Еще весной прошлого года, когда вышла книжка, Измайлов оповещал о ней в «Благонамеренном» как о литературном событии. «Простота и естественность разговора, нежность и сила в чувствованиях, верность и живость в картинах и описаниях, легкая и исправная версификация» отличали, по его мнению, идиллии Панаева, «из которых многие, по справедливости, могут назваться образцовыми»[556]. Теперь он спешит поделиться с читателями известием о награждении, к которому императрица Елизавета Алексеевна добавила золотые часы[557]. Правда, восторги Измайлова разделяли не все; Батюшков еще в 1817 году спрашивал Гнедича: «Кто такой Панаев?

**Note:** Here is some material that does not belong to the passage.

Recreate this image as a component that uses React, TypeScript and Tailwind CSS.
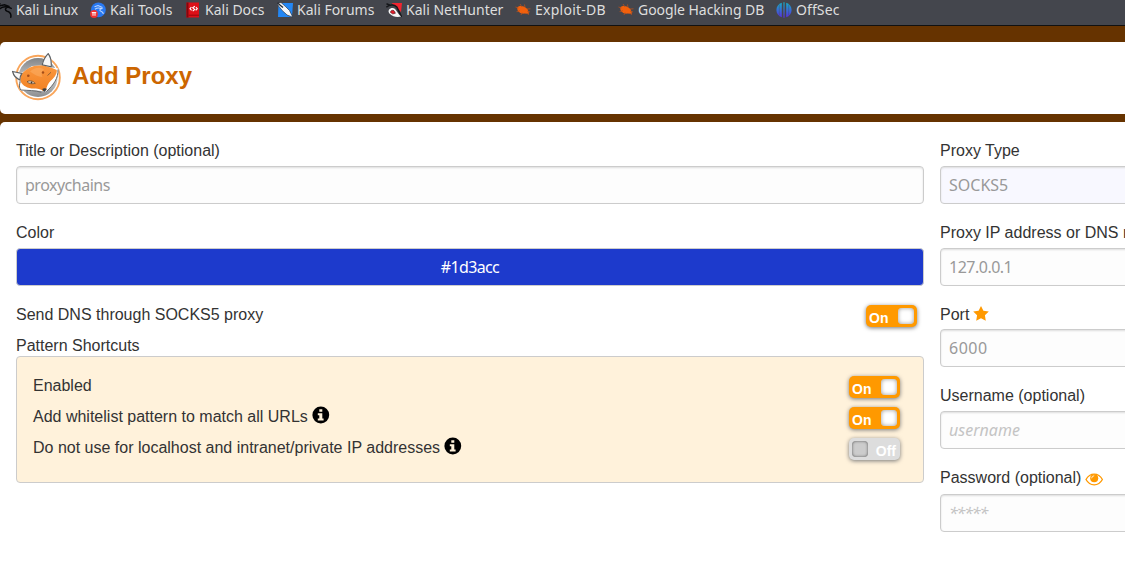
import type { ReactNode } from "react";

const ui = "font-['Noto_Sans',sans-serif]";

function Dragon() {
  return (
    <svg width="16" height="16" viewBox="0 0 16 16" fill="none" stroke="#08090b" strokeWidth="1.5" strokeLinecap="round">
      <path d="M1.500 3.400 4 1.800M3 4 8.500 2.800 13 4.400M3.500 7C6 4.800 9 4.400 11.500 5 9 6 8.700 8.400 11.200 9.200 14.200 10 15.400 11.600 14.800 15.200M12 5 15.200 6.400" />
    </svg>
  );
}

function ToolsIcon() {
  return (
    <svg width="16" height="16" viewBox="0 0 16 16">
      <circle cx="8.400" cy="7.800" r="7.400" fill="#2878f0" />
      <path d="M4.500 4.800 8 3.600 12.500 5.400M5 7.200C7 5.600 9 5.600 11.500 6.600 9.200 7.200 9.600 8.600 11 9.200 12.800 9.800 13.300 10.800 13.300 12" fill="none" stroke="#bcd6ff" strokeWidth="1.100" />
      <circle cx="4" cy="12" r="3.900" fill="#ef3131" />
      <path d="M1.800 10.600h4.400M3 10.600v3.200M5 10.600v3.200" stroke="#fff" strokeWidth="1" />
    </svg>
  );
}

function DocsIcon() {
  return (
    <svg width="16" height="16" viewBox="0 0 16 16">
      <path d="M1.500.5h12.500v15H1.500z" fill="#dc1018" />
      <path d="M1.500.5h2v15h-2z" fill="#86070d" />
      <path d="M3.500 13.200h10.500" stroke="#98070c" strokeWidth="1" />
      <path d="M6.400 5 5 6.700l1.600 1.700M10.900 5l1.400 1.700-1.600 1.700M9.900 4.200 7.700 5.800l2 1.600-2 1.800" fill="none" stroke="#fff" strokeWidth="1.100" />
    </svg>
  );
}

function ForumsIcon() {
  return (
    <svg width="16" height="16" viewBox="0 0 16 16">
      <path d="M1.500 1H16l-1 14H1z" fill="#2387f5" />
      <path d="M0 1.500 4 .5l4.800 4.300 3.700 3.700 3.300 6.700-5.700-2.200-4.900-4.500L2 4.500z" fill="#f4f7fb" stroke="#20242b" strokeWidth=".6" />
      <path d="m.5 1 5.500 4.500" stroke="#23272d" strokeWidth="1.300" />
    </svg>
  );
}

function NetHunterIcon() {
  return (
    <svg width="16" height="16" viewBox="0 0 16 16">
      <path d="M5.500 1H16l-1 9-2.200-2L9 4z" fill="#f3242f" />
      <path d="M.5 1.800 4 3.200M.3 5.200C3.500 2.500 8 2 10.800 5L15.600 15" fill="none" stroke="#15171a" strokeWidth="1.500" />
      <path d="M4 12c-2.500-2-1.500-5.300 1.500-6C10 5 10.400 10.500 15.200 14.500 10.800 15.500 6.800 14.700 4 12z" fill="#f7f7f7" />
      <path d="M4.500 10.500C4.300 8.500 6.500 7.600 8 8.700c.8.700 1 1.600 1.400 2.600L6.800 12z" fill="#df1d2a" stroke="#2b1014" strokeWidth=".5" />
    </svg>
  );
}

function BugIcon() {
  return (
    <svg width="16" height="16" viewBox="0 0 16 16">
      <path d="M2.300 5.200C5 2.700 10.500 4 12.800 7.600l1.200 4.200-5-.2C6 12 2.800 10 2.300 7z" fill="#f2600c" />
      <path d="m.5 5 3 1M5 2l2 3M9.500 2.500l.5 3M12 7l3.500-.2M12 9l3 1M1.600 9.600 5 8.700M6 13l1-2.500M12.800 11l.7 2" stroke="#b9501d" strokeWidth=".8" />
    </svg>
  );
}

function OffSecIcon() {
  return (
    <svg width="16" height="16" viewBox="0 0 16 16">
      <defs>
        <linearGradient id="offsec" gradientUnits="userSpaceOnUse" x1="0" y1="0" x2="0" y2="16">
          <stop stopColor="#12b3c7" />
          <stop offset="1" stopColor="#5a2be0" />
        </linearGradient>
      </defs>
      <path d="M5.800.8v14.400C2.500 14.200.4 11.500.4 8s2.100-6.200 5.400-7.200zM7.400.3h1.200v15.400H7.400zM10.200.8v14.400c3.300-1 5.400-3.700 5.400-7.200s-2.100-6.200-5.400-7.200z" fill="url(#offsec)" />
      <path d="M3.300 2.500v11M12.700 2.500v11" stroke="#44464d" strokeWidth=".4" />
    </svg>
  );
}

function FoxLogo() {
  return (
    <svg width="50" height="48" viewBox="0 0 50 48" className="-mt-0.5 shrink-0">
      <defs>
        <linearGradient id="disc" x1="0" y1="0" x2="0" y2="1">
          <stop stopColor="#828486" />
          <stop offset=".55" stopColor="#c8c9ca" />
          <stop offset="1" stopColor="#8b8d8f" />
        </linearGradient>
        <linearGradient id="fur" x1="0" y1="0" x2="0" y2="1">
          <stop stopColor="#fa9840" />
          <stop offset="1" stopColor="#f28224" />
        </linearGradient>
      </defs>
      <circle cx="26" cy="24.500" r="21.800" fill="#fff" stroke="#f9a55a" strokeWidth="1.900" />
      <circle cx="26" cy="24.500" r="19.600" fill="url(#disc)" />
      <path d="M.6 18.500 10.500 19.500 20 13 29.500 12.500C31 8 33.500 3.500 36.200.6 39 5 40.200 10 39.800 14.500L46.300 15.500C47 23 43 31 34 38.500L24 37.500 8.500 37.500C6.500 34.500 7.300 31.500 8.300 28.500 4.500 26.500 1.500 23 .6 18.500z" fill="#fff" />
      <path d="M8.300 27.500C8 23.500 9.500 20.500 11.500 19 15 16 19 13.500 22 13l9-.8 8.500 2.500 5.300 2.300c.4 4-2.600 7.700-5.800 10.500-3.200 3.200-4.300 6-5 9.500L31 38c-3.500-2.800-7.500-2.200-11.500-2.500C13.500 34.500 9.500 31.500 8.300 27.500z" fill="url(#fur)" />
      <path d="M18 18.500c4-3.800 10-5 14-2-2.500 1.500-3 4.500-1.500 7.500-4.500-.500-8-2-12.500-5.500z" fill="#fbb269" opacity=".5" />
      <path d="M.6 18.500 9.800 20.300C8.300 22.500 8 24.500 7.800 27 4.500 25.500 1.500 22.500.6 18.500zM36.200.6c-3 3-5 7-6 11.200l9 2c.4-4.800.200-8.800-3-13.200z" fill="#f8f8f8" stroke="#5d6063" strokeWidth="1.200" />
      <path d="M8.300 28.500C7.300 31.500 6.800 34.500 8.800 37c7 .5 14.500.3 20.500 2.300M46 16.500c.5 8.500-4.500 15.500-11.500 22" fill="none" stroke="#676a6d" strokeWidth="1" />
      <path d="M15 28.700c3-1.500 5.800-1 8.300 1.700-3.200.8-6.300.4-8.300-1.700z" fill="#ead7c4" stroke="#704a2a" strokeWidth=".8" />
      <circle cx="19.500" cy="29.500" r=".9" fill="#40362f" />
      <path d="m35.500 22.500 3.500-3.200" stroke="#93602f" strokeWidth="1" />
      <circle cx="16.300" cy="22.700" r="1.300" fill="#a54d18" />
      <circle cx="31" cy="19.500" r="1.200" fill="#a54d18" />
      <path d="M30.300 36c1.200-.9 3.600-1 4.600 0l-2.100 2.700c-1.200-.2-2.200-1.400-2.500-2.700z" fill="#3c3d40" />
    </svg>
  );
}

function InfoIcon() {
  return (
    <svg className="ml-1 inline-block align-[-2px]" width="18" height="18" viewBox="0 0 18 18">
      <circle cx="8.800" cy="9" r="8.400" />
      <path d="M7.300 3.300h3v2.500h-3zM5.800 7.300h4.500v5.300h1.300v1.900H5.800v-1.900h1.500V9.200H5.800z" fill="#fff2db" />
    </svg>
  );
}

function StarIcon() {
  return (
    <svg className="ml-1 inline-block align-[-1px]" width="16" height="15" viewBox="0 0 16 15" fill="#f90">
      <path d="m8 0 2.400 4.800 5.400.8-3.900 3.700.9 5.400L8 12.200l-4.800 2.500.9-5.400L.200 5.600l5.400-.8z" />
    </svg>
  );
}

function EyeIcon() {
  return (
    <svg className="ml-1 inline-block align-[-3px]" width="19" height="13" viewBox="0 0 19 13">
      <path d="M1 6.500C5-.6 13.400-.6 17.400 6.500 13.400 13.600 5 13.600 1 6.500z" fill="#fff" stroke="#f90" strokeWidth="1.300" />
      <circle cx="9.200" cy="5.300" r="4" fill="#f90" />
      <path d="M6.700 5.300A2.500 2.500 0 0 1 9.200 2.800" fill="none" stroke="#fff" strokeWidth=".8" />
    </svg>
  );
}

const bookmarks = [
  { name: "Kali Linux", icon: <Dragon />, w: "w-[94px]", track: "tracking-[-0.1px]" },
  { name: "Kali Tools", icon: <ToolsIcon />, w: "w-[95px]", track: "tracking-[0.1px]" },
  { name: "Kali Docs", icon: <DocsIcon />, w: "w-[92px]", track: "" },
  { name: "Kali Forums", icon: <ForumsIcon />, w: "w-[109px]", track: "" },
  { name: "Kali NetHunter", icon: <NetHunterIcon />, w: "w-[129px]", track: "" },
  { name: "Exploit-DB", icon: <BugIcon />, w: "w-[103px]", track: "tracking-[0.25px]" },
  { name: "Google Hacking DB", icon: <BugIcon />, w: "w-[158px]", track: "tracking-[-0.05px]" },
  { name: "OffSec", icon: <OffSecIcon />, w: "w-[80px]", track: "tracking-[0.1px]" },
];

function Label({ children }: { children: ReactNode }) {
  return <div className="h-7 whitespace-nowrap text-base leading-[26px]">{children}</div>;
}

function Box({ children, className = "" }: { children: ReactNode; className?: string }) {
  return (
    <div className={`${ui} flex h-[38px] items-center rounded border border-[#ccc] px-2 text-base shadow-[inset_0_1px_2px_#ddd] ${className}`}>
      {children}
    </div>
  );
}

function Toggle({ on = true }: { on?: boolean }) {
  return (
    <div className={`flex h-[22px] w-[51px] shrink-0 items-center justify-between rounded-[5px] text-sm font-bold text-white shadow-[0_1px_4px_#777] ${on ? "bg-[#f90] pr-[3px] pl-[3px]" : "flex-row-reverse bg-[#ddd] pr-1 pl-[3px]"}`}>
      <span className="pt-[3px] leading-5">{on ? "On" : "Off"}</span>
      <span className={`size-4 rounded ${on ? "bg-white shadow-[inset_0_0_4px_#999]" : "bg-[#ccc] shadow-[inset_0_0_3px_#555]"}`} />
    </div>
  );
}

function ToggleRow({ children, on = true }: { children: ReactNode; on?: boolean }) {
  return (
    <div className="flex h-[31px] items-start justify-between pr-[7px]">
      <Label>{children}</Label>
      <div className="pt-[3px]"><Toggle on={on} /></div>
    </div>
  );
}

export default function App() {
  return (
    <div className="flex h-[588px] w-[1125px] flex-col overflow-hidden bg-[#630] font-['Liberation_Sans',Arial,sans-serif] text-[#333]">
      <nav className={`${ui} h-[26px] shrink-0 border-b border-[#111] bg-[#44464d] text-sm text-[#dedede]`}>
        <div className="-ml-1 flex h-5 items-center">
          {bookmarks.map((b) => (
            <div key={b.name} className={`flex shrink-0 items-center gap-1 whitespace-nowrap ${b.w}`}>
              <span className="shrink-0">{b.icon}</span>
              <span className={b.track}>{b.name}</span>
            </div>
          ))}
        </div>
      </nav>
      <header className="mt-4 flex h-[72px] shrink-0 items-center rounded-l-[5px] bg-white pl-3">
        <FoxLogo />
        <h1 className="-mt-1 ml-2.5 text-2xl font-bold text-[#c60]">Add Proxy</h1>
      </header>
      <main className="mt-2 flex min-h-0 flex-1 gap-4 overflow-hidden rounded-tl-[5px] bg-white pt-4 pl-4">
        <section className="w-[908px] shrink-0">
          <Label>Title or Description (optional)</Label>
          <Box className="mb-4 bg-[#fdfdfd] tracking-[-0.5px] text-[#999]">proxychains</Box>
          <Label>Color</Label>
          <div className={`${ui} mb-4 flex h-[38px] items-center justify-center rounded border border-[#ccc] bg-[#1d3acc] text-base tracking-[-0.65px] text-white`}>#1d3acc</div>
          <ToggleRow>Send DNS through SOCKS5 proxy</ToggleRow>
          <div className="h-[23px] leading-[26px]">Pattern Shortcuts</div>
          <div className="h-[127px] rounded border border-[#ccc] bg-[#fff2db] px-4 pt-4">
            <ToggleRow>Enabled</ToggleRow>
            <ToggleRow>Add whitelist pattern to match all URLs<InfoIcon /></ToggleRow>
            <ToggleRow on={false}>Do not use for localhost and intranet/private IP addresses<InfoIcon /></ToggleRow>
          </div>
        </section>
        <section className="w-[908px] shrink-0">
          <Label>Proxy Type</Label>
          <Box className="mb-4 bg-[#f8f8ff] text-[#999]">SOCKS5</Box>
          <Label>Proxy IP address or DNS name</Label>
          <Box className="mb-4 bg-[#fdfdfd] tracking-[-0.5px] text-[#999]">127.0.0.1</Box>
          <div className="-mb-px"><Label>Port<StarIcon /></Label></div>
          <Box className="mb-4 bg-[#fdfdfd] tracking-[0.5px] text-[#999]">6000</Box>
          <Label>Username (optional)</Label>
          <Box className="mb-4 bg-[#fdfdfd] italic text-[#c4c4c4]">username</Box>
          <div className="mb-px"><Label>Password (optional)<EyeIcon /></Label></div>
          <Box className="bg-[#fdfdfd] tracking-[-1.2px] italic text-[#c4c4c4]">*****</Box>
        </section>
      </main>
    </div>
  );
}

Совершенно пастушеское имя и очень напоминает мне мед, патоку, молоко, творог, Шаликова и тмин, спрыснутый водой»[558]. Конечно, он читал уже первые идиллии Панаева и проницательно уловил в них «шаликовскую» сентиментальность. Но Измайлова это не останавливало. Панаев вспоминал потом, что их соединяли и дружеские связи, — и они заставляли его предпочитать журнал Измайлова всем остальным. «Человек благородный, добрый, столько ж умный, как и простодушный, совершенный Лафонтен — так отзывался он об Измайлове в тех самых мемуарах, в которых не пощадил многих других. — Под его суровою наружностью билось прекрасное мягкое сердце. Со своей стороны, он любил меня, кажется, еще более, чем я его; даже называл меня братом»[559]. Вероятно, ему приходили на память стихи Измайлова, ему посвященные:
Поэты оба мы; во мненьях, вкусах сродны.
Люблю тебя, люблю за сердце, ум и нрав,
За образ мыслей благородный,
За твердый характе́р…
Итак, любезный друг и мой названный брат,
Измайлов и ввел Панаева в дом Пономаревой, «по ее настоянию», как утверждал сам Панаев, ввел «на свою беду». Вероятно, Софья Дмитриевна заинтересовалась восходящим светилом на литературном небосклоне. «Она тотчас обратила на меня победоносное свое внимание, — продолжал мемуарист, — но вскоре и сама спустила флаг: предпочла меня всем, даже трем окружавшим ее известным тогдашним красавцам: флигель-адъютанту Анрепу, преображенскому капитану Поджио и сыну португальского генерального консула Лопецу. Они должны были удалиться. Я остался ближайшим к ней из прочих ее обожателей и вполне дорожил счастливым своим положением…».